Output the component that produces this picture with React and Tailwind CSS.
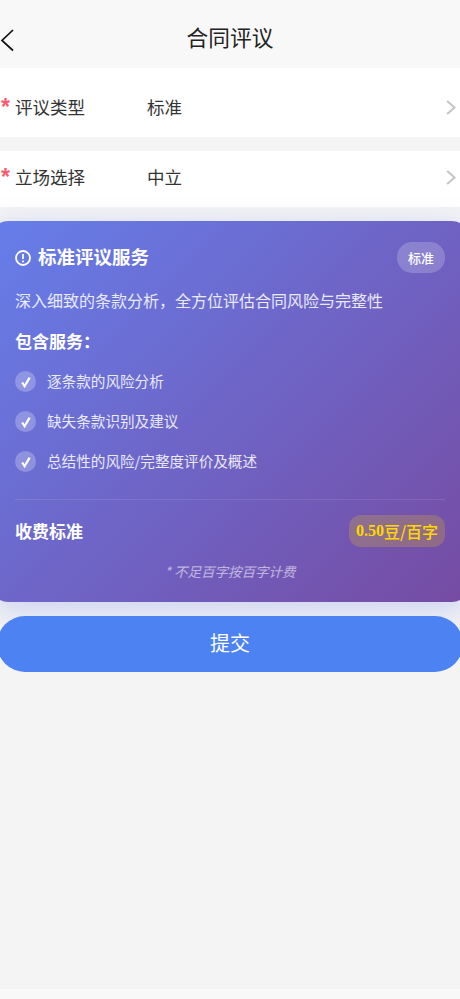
const cjk = "font-['Noto_Sans_CJK_SC','Liberation_Sans',sans-serif]";

const FormRow = ({ label, value, className }) => (
  <div className={`flex items-center bg-white ${className}`}>
    <span className="w-[15px] pl-px text-[23px] font-bold leading-none font-['Liberation_Sans',sans-serif] text-[#fb5a70]">*</span>
    <span className="w-[132px] text-[17.5px] text-[#333]">{label}</span>
    <span className="text-[17.5px] text-[#333]">{value}</span>
    <svg className="ml-auto mr-[4px]" width="10" height="15" viewBox="0 0 10 15" fill="none">
      <path d="M1.2 1 8.5 7.5 1.2 14" stroke="#c4c4c4" strokeWidth="2" />
    </svg>
  </div>
);

const services = ["逐条款的风险分析", "缺失条款识别及建议", "总结性的风险/完整度评价及概述"];

export default function App() {
  return (
    <div className={`flex min-h-[999px] w-[460px] flex-col overflow-hidden bg-[#f4f4f4] ${cjk}`}>
      <header className="relative flex h-[68px] items-center justify-center bg-[#f8f8f8]">
        <svg className="absolute left-0 top-[29px]" width="14" height="23" viewBox="0 0 14 23" fill="none">
          <path d="M13 1 2 11.5l11 10" stroke="#111" strokeWidth="1.7" />
        </svg>
        <h1 className="pt-[10px] text-[21.7px] leading-none text-[#222] -translate-y-[2px]">合同评议</h1>
      </header>

      <FormRow label="评议类型" value="标准" className="h-[69px] pt-[10px]" />
      <FormRow label="立场选择" value="中立" className="mt-[14px] h-[56px] pb-[4px]" />

      <section className="relative -mx-[8px] mt-[14px] h-[381px] rounded-[16px] bg-[linear-gradient(135deg,#667eea,#764ba2)] px-[23px] pt-[21px] text-white shadow-[0_8px_32px_rgba(102,126,234,0.3)]">
        <div className="flex items-center justify-between">
          <div className="flex items-center gap-[7px]">
            <svg width="16" height="16" viewBox="0 0 16 16" fill="none" stroke="white">
              <circle cx="8" cy="8" r="7" strokeWidth="1.8" />
              <path d="M8 4v5M8 10.6v1.6" strokeWidth="1.8" />
            </svg>
            <h2 className="-translate-y-px text-[18.5px] font-bold leading-none">标准评议服务</h2>
          </div>
          <span className="flex h-[31px] w-[48px] items-center justify-center rounded-[15px] bg-white/20 text-[13px] font-medium">标准</span>
        </div>

        <p className="mt-[15px] text-[16px] leading-[24px] text-white/85">深入细致的条款分析，全方位评估合同风险与完整性</p>
        <h3 className="mt-[17px] text-[17px] font-bold leading-[24px]">包含服务：</h3>

        <ul className="mt-[18px] flex flex-col gap-[19px]">
          {services.map((item) => (
            <li key={item} className="flex h-[21px] items-center gap-[11px]">
              <span className="flex size-[21px] items-center justify-center rounded-full bg-white/25">
                <svg width="12" height="12" viewBox="0 0 12 12" fill="none">
                  <path d="M2.2 6.5 4.6 10.2 9.6 1.6" stroke="white" strokeWidth="2.2" />
                </svg>
              </span>
              <span className="pb-[2px] text-[14.6px] text-white/85">{item}</span>
            </li>
          ))}
        </ul>

        <div className="mt-[27px] flex h-[62px] items-center justify-between border-t border-white/10 pt-[1px]">
          <span className="text-[17px] font-bold">收费标准</span>
          <span className="flex h-[32px] w-[96px] items-center justify-center rounded-[12px] bg-[#ffd700]/20 text-[16px] font-bold text-[#ffd700] font-['Liberation_Serif','Noto_Sans_CJK_SC',serif]">
            0.50<span className={`font-medium ${cjk}`}>豆/百字</span>
          </span>
        </div>

        <p className="text-center text-[13.5px] italic leading-[20px] text-white/55">* 不足百字按百字计费</p>
      </section>

      <button className="relative -mx-[3px] mt-[14px] h-[56px] rounded-[28px] bg-[#4c82f2] pb-[2px] text-[20px] text-white">提交</button>

      <div className="mt-auto h-[10px] bg-[#f8f8f8]" />
    </div>
  );
}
:::::
■ **What this task involves**
Set down the complete material exactly, but do not include the images.

■ **Finished answer**
Output the component that produces this picture with React and Tailwind CSS.
const cjk = "font-['Noto_Sans_CJK_SC','Liberation_Sans',sans-serif]";

const FormRow = ({ label, value, className }) => (
  <div className={`flex items-center bg-white ${className}`}>
    <span className="w-[15px] pl-px text-[23px] font-bold leading-none font-['Liberation_Sans',sans-serif] text-[#fb5a70]">*</span>
    <span className="w-[132px] text-[17.5px] text-[#333]">{label}</span>
    <span className="text-[17.5px] text-[#333]">{value}</span>
    <svg className="ml-auto mr-[4px]" width="10" height="15" viewBox="0 0 10 15" fill="none">
      <path d="M1.2 1 8.5 7.5 1.2 14" stroke="#c4c4c4" strokeWidth="2" />
    </svg>
  </div>
);

const services = ["逐条款的风险分析", "缺失条款识别及建议", "总结性的风险/完整度评价及概述"];

export default function App() {
  return (
    <div className={`flex min-h-[999px] w-[460px] flex-col overflow-hidden bg-[#f4f4f4] ${cjk}`}>
      <header className="relative flex h-[68px] items-center justify-center bg-[#f8f8f8]">
        <svg className="absolute left-0 top-[29px]" width="14" height="23" viewBox="0 0 14 23" fill="none">
          <path d="M13 1 2 11.5l11 10" stroke="#111" strokeWidth="1.7" />
        </svg>
        <h1 className="pt-[10px] text-[21.7px] leading-none text-[#222] -translate-y-[2px]">合同评议</h1>
      </header>

      <FormRow label="评议类型" value="标准" className="h-[69px] pt-[10px]" />
      <FormRow label="立场选择" value="中立" className="mt-[14px] h-[56px] pb-[4px]" />

      <section className="relative -mx-[8px] mt-[14px] h-[381px] rounded-[16px] bg-[linear-gradient(135deg,#667eea,#764ba2)] px-[23px] pt-[21px] text-white shadow-[0_8px_32px_rgba(102,126,234,0.3)]">
        <div className="flex items-center justify-between">
          <div className="flex items-center gap-[7px]">
            <svg width="16" height="16" viewBox="0 0 16 16" fill="none" stroke="white">
              <circle cx="8" cy="8" r="7" strokeWidth="1.8" />
              <path d="M8 4v5M8 10.6v1.6" strokeWidth="1.8" />
            </svg>
            <h2 className="-translate-y-px text-[18.5px] font-bold leading-none">标准评议服务</h2>
          </div>
          <span className="flex h-[31px] w-[48px] items-center justify-center rounded-[15px] bg-white/20 text-[13px] font-medium">标准</span>
        </div>

        <p className="mt-[15px] text-[16px] leading-[24px] text-white/85">深入细致的条款分析，全方位评估合同风险与完整性</p>
        <h3 className="mt-[17px] text-[17px] font-bold leading-[24px]">包含服务：</h3>

        <ul className="mt-[18px] flex flex-col gap-[19px]">
          {services.map((item) => (
            <li key={item} className="flex h-[21px] items-center gap-[11px]">
              <span className="flex size-[21px] items-center justify-center rounded-full bg-white/25">
                <svg width="12" height="12" viewBox="0 0 12 12" fill="none">
                  <path d="M2.2 6.5 4.6 10.2 9.6 1.6" stroke="white" strokeWidth="2.2" />
                </svg>
              </span>
              <span className="pb-[2px] text-[14.6px] text-white/85">{item}</span>
            </li>
          ))}
        </ul>

        <div className="mt-[27px] flex h-[62px] items-center justify-between border-t border-white/10 pt-[1px]">
          <span className="text-[17px] font-bold">收费标准</span>
          <span className="flex h-[32px] w-[96px] items-center justify-center rounded-[12px] bg-[#ffd700]/20 text-[16px] font-bold text-[#ffd700] font-['Liberation_Serif','Noto_Sans_CJK_SC',serif]">
            0.50<span className={`font-medium ${cjk}`}>豆/百字</span>
          </span>
        </div>

        <p className="text-center text-[13.5px] italic leading-[20px] text-white/55">* 不足百字按百字计费</p>
      </section>

      <button className="relative -mx-[3px] mt-[14px] h-[56px] rounded-[28px] bg-[#4c82f2] pb-[2px] text-[20px] text-white">提交</button>

      <div className="mt-auto h-[10px] bg-[#f8f8f8]" />
    </div>
  );
}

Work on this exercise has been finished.